Scikit-learn Machine Learning
Industry-standard Python library for classical machine learning.
When to Use
-
Classification or regression tasks
-
Clustering or dimensionality reduction
-
Preprocessing and feature engineering
-
Model evaluation and cross-validation
-
Hyperparameter tuning
-
Building ML pipelines
Algorithm Selection
Classification
Algorithm Best For Strengths
Logistic Regression Baseline, interpretable Fast, probabilistic
Random Forest General purpose Handles non-linear, feature importance
Gradient Boosting Best accuracy State-of-art for tabular
SVM High-dimensional data Works well with few samples
KNN Simple problems No training, instance-based
Regression
Algorithm Best For Notes
Linear Regression Baseline Interpretable coefficients
Ridge/Lasso Regularization needed L2 vs L1 penalty
Random Forest Non-linear relationships Robust to outliers
Gradient Boosting Best accuracy XGBoost, LightGBM wrappers
Clustering
Algorithm Best For Key Parameter
KMeans Spherical clusters n_clusters (must specify)

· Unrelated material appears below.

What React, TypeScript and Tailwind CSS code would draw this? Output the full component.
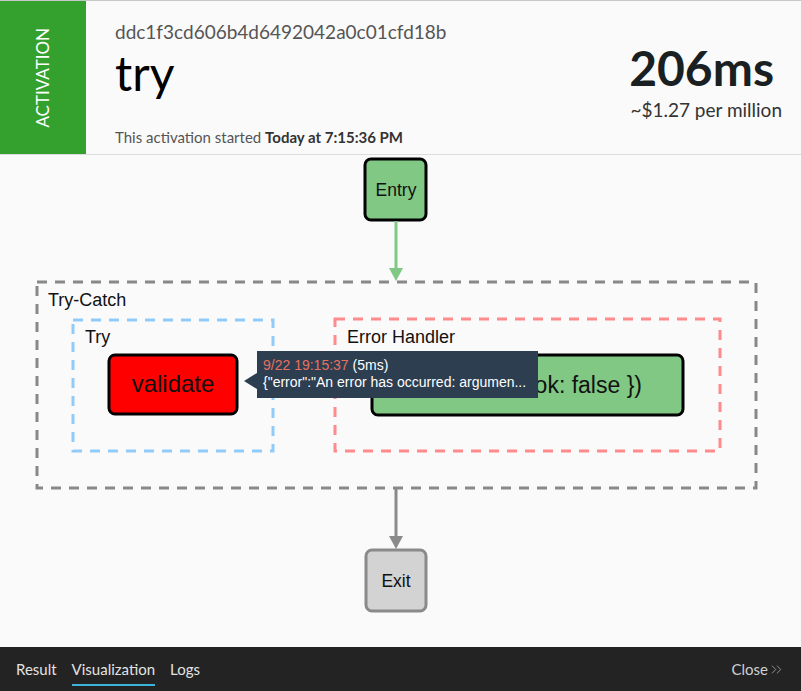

DBSCAN Arbitrary shapes eps (density)
Agglomerative Hierarchical n_clusters or distance threshold
Gaussian Mixture Soft clustering n_components
Dimensionality Reduction
Method Preserves Use Case
PCA Global variance Feature reduction
t-SNE Local structure 2D/3D visualization
UMAP Both local/global Visualization + downstream
Pipeline Concepts
Key concept: Pipelines prevent data leakage by ensuring transformations are fit only on training data.
Component Purpose
Pipeline Sequential steps (transform → model)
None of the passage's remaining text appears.